Francis talked in a “graceful and humane way” that “appealed to our better nature,” Dunham added.

The drop in public support “is not something new,” explained Monsignor Stuart Swetland, president of Donnelly College in Kansas, saying that recent Popes have led the way in calling for its abolition. He cited St. John Paul II’s homily in St. Louis in 1999, in which he urged Catholics to be “unconditionally pro-life” and called for an end to the death penalty.

“A sign of hope is the increasing recognition that the dignity of human life must never be taken away, even in the case of someone who has done great evil. Modern society has the means of protecting itself, without definitively denying criminals the chance to reform,” St. John Paul II said.

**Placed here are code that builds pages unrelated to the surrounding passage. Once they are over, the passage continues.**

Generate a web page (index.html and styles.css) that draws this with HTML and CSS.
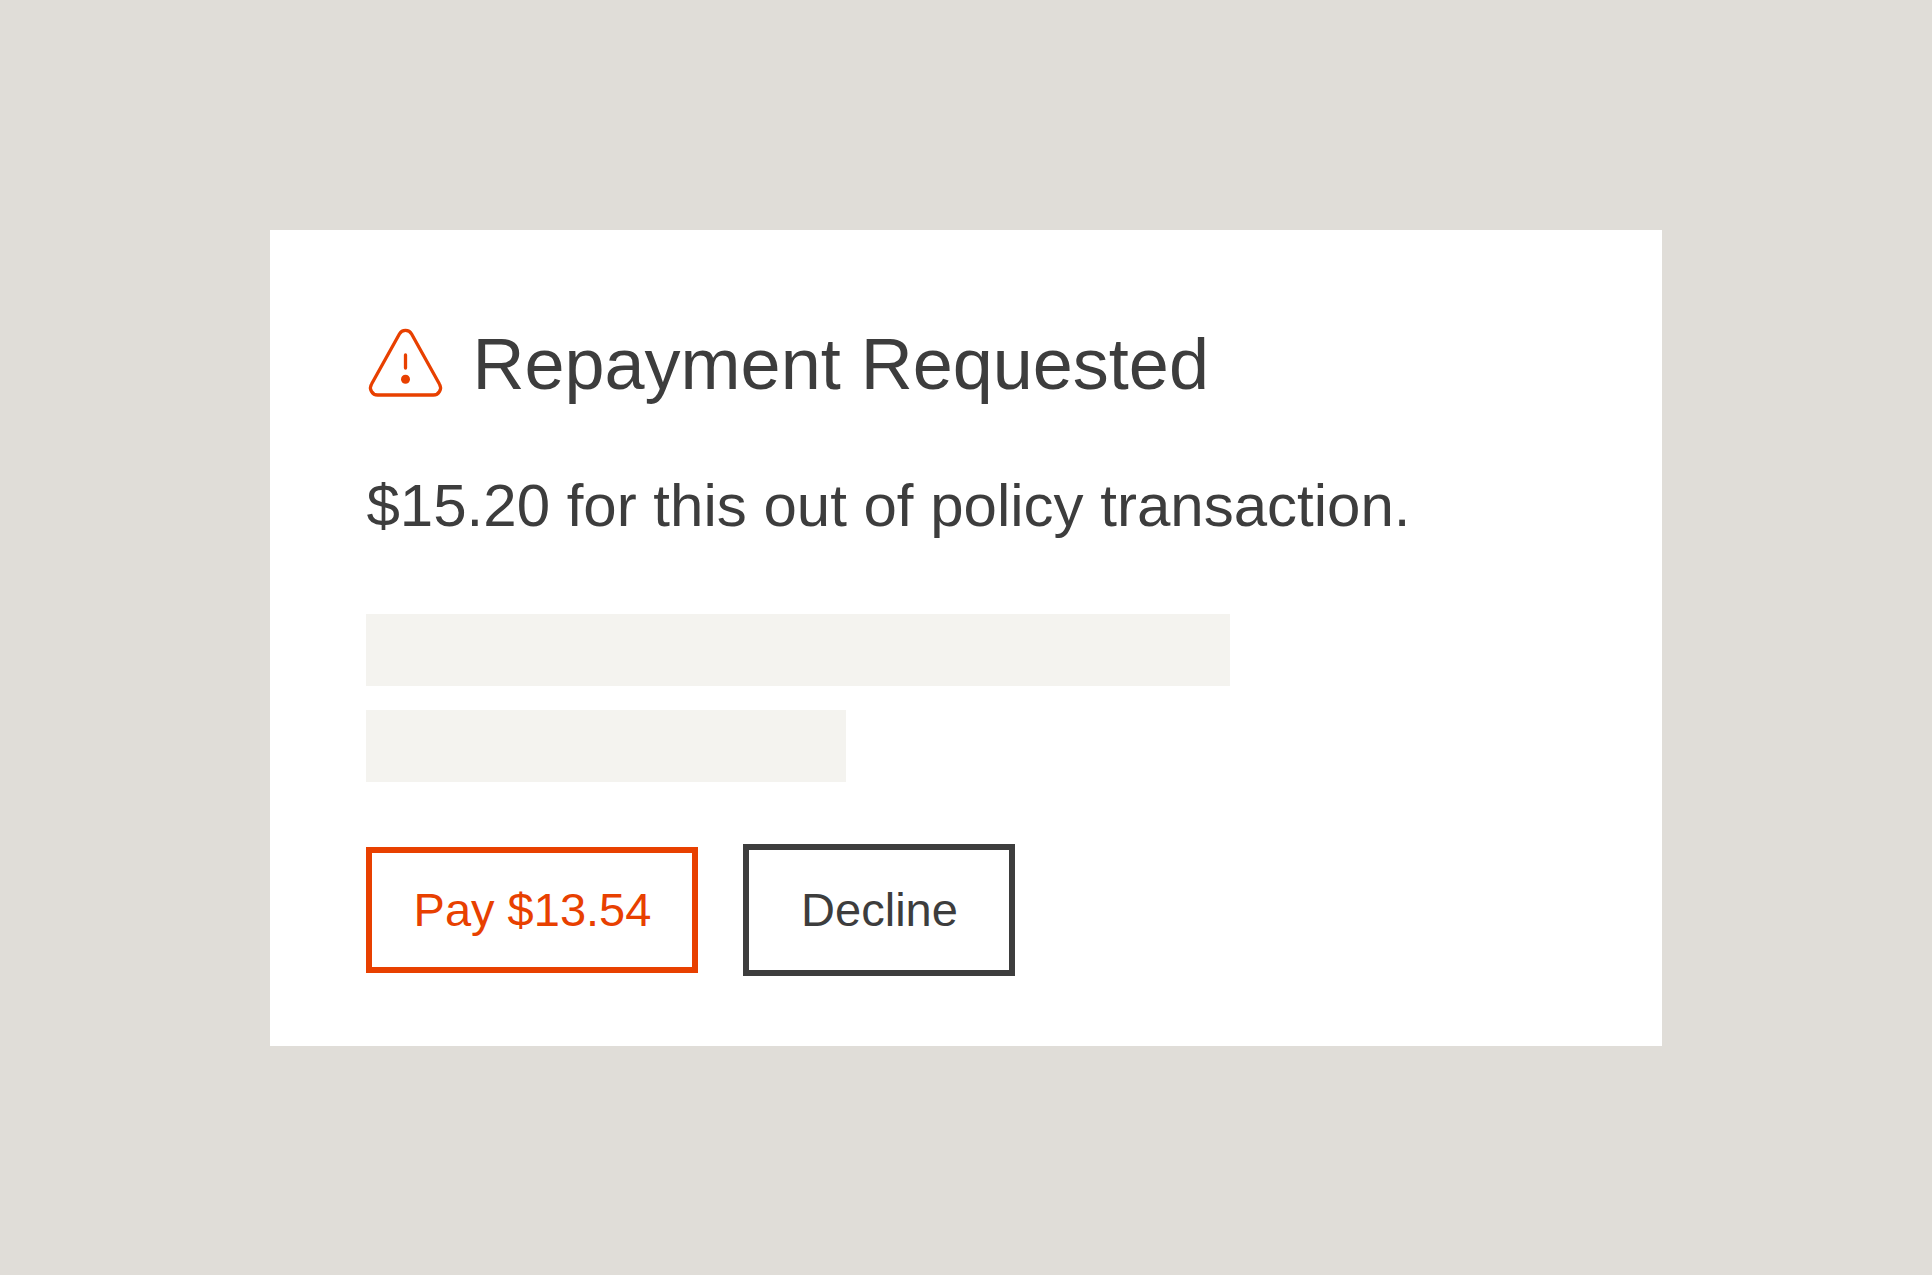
FILE: index.html
```
<!DOCTYPE html>
<html lang="en">
<head>
    <meta charset="UTF-8">
    <meta name="viewport" content="width=device-width, initial-scale=1.0">
    <title>Repayment Requested</title>
    <link rel="stylesheet" href="styles.css">
</head>
<body>
    <main class="card">
        <div class="card-header">
            <svg class="warning-icon" viewBox="0 0 80 80" fill="none" aria-hidden="true">
                <path d="M33.4 10 A7 7 0 0 1 45.6 10 L73.4 60 A7.2 7.2 0 0 1 67.2 71 H11.8 A7.2 7.2 0 0 1 5.6 60 Z" stroke="currentColor" stroke-width="3.3"/>
                <path d="M39.5 31 V44" stroke="currentColor" stroke-width="3.3" stroke-linecap="round"/>
                <circle cx="39.5" cy="55.2" r="4.5" fill="currentColor"/>
            </svg>
            <h1 class="title">Repayment Requested</h1>
        </div>
        <p class="message">$15.20 for this out of policy transaction.</p>
        <div class="placeholder">
            <div class="bar bar-long"></div>
            <div class="bar bar-short"></div>
        </div>
        <div class="actions">
            <button type="button" class="btn btn-pay">Pay $13.54</button>
            <button type="button" class="btn btn-decline">Decline</button>
        </div>
    </main>
</body>
</html>
```
FILE: styles.css
```
* {
    box-sizing: border-box;
}
body {
    margin: 0;
    min-height: 100vh;
    display: flex;
    align-items: center;
    justify-content: center;
    background-color: #e0ddd8;
    color: #3d3d3d;
    font-family: "Liberation Sans", Arial, sans-serif;
}
.card {
    width: 72%;
    padding: 90px 96px 70px;
    background-color: #fff;
}
.card-header {
    display: flex;
    align-items: center;
    gap: 26px;
}
.warning-icon {
    flex: none;
    width: 80px;
    height: 80px;
    color: #e84000;
}
.title {
    margin: 0;
    font-size: 72px;
    font-weight: 400;
    line-height: 88px;
}
.message {
    margin: 62px 0 72px;
    font-size: 60px;
    line-height: 72px;
}
.placeholder {
    display: flex;
    flex-direction: column;
    gap: 24px;
    margin-bottom: 62px;
}
.bar {
    height: 72px;
    background-color: #f4f3ef;
}
.bar-long {
    width: 72%;
}
.bar-short {
    width: 40%;
}
.actions {
    display: flex;
    flex-wrap: wrap;
    align-items: center;
    gap: 45px;
}
.btn {
    padding: 0 40px;
    border: 6px solid currentColor;
    background-color: #fff;
    font-family: inherit;
    font-size: 47px;
    cursor: pointer;
}
.btn-pay {
    min-width: 332px;
    height: 126px;
    color: #e84000;
}
.btn-decline {
    min-width: 272px;
    height: 132px;
    color: #3d3d3d;
}
```
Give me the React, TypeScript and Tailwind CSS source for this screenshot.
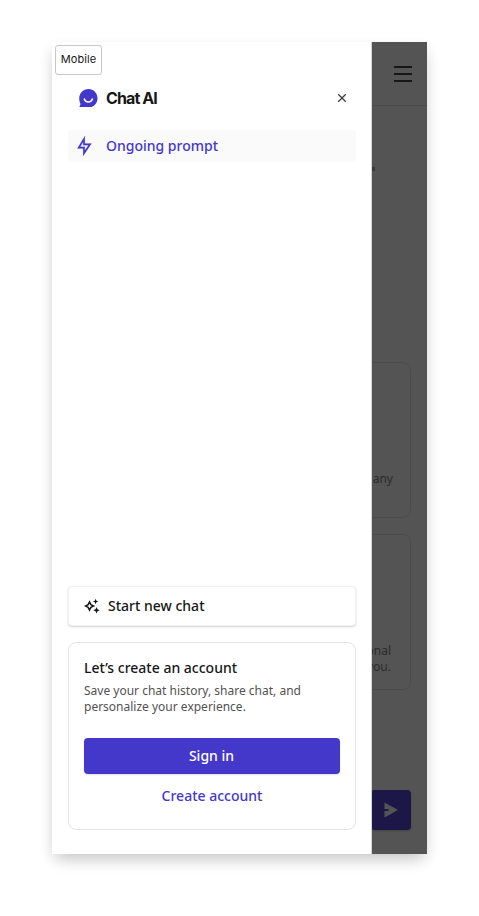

And in 2011, Benedict XVI expressed his hope for further abolition of capital punishment in countries worldwide.

Monsignor Swetland believes that these recent papal statements represent a development in the Church’s teaching on the state’s legitimate use of capital punishment.  

“My theological opinion, as someone who teaches moral theology and social ethics in particular, is that we’re undergoing a development of doctrine here,” he told CNA.

When the Church’s teaching has developed over time on issues such as the morality of slavery and torture, “we go from the more permissive to the less permissive,” he said, “meaning that we come to recognize that the demands of charity and mercy and justice are more demanding than we thought before.”

“And so while for a while Catholic teaching permitted slavery under some specific, restricted conditions, it came to see through faith and time — same thing with torture — through faith and time that it was always and everywhere wrong.”

Monsignor Swetland believes a similar shift is happening in the Church’s teaching on the use of the death penalty. But he clarified that it fundamentally differs from other uses of force, such as just war or the defense of innocent life.

“The state and the actors for the state have to intend death as the end in death penalty,” he said, but in the case of a just war or a policemen defending innocents, the actor intends to “stop the assailant from doing harm” and death is accepted as a “side consequence” and a “last resort.”

Once the threat to innocent life is neutralized, they do what they can to preserve the life of the assailant.

“We have to stand strongly and say death is never a solution to our problems,” he continued. “Modern society is tempted to say death is a solution to our problems … but what the Church is coming to recognize is that we have to be consistent and say death is never a solution. To intend death is always wrong.”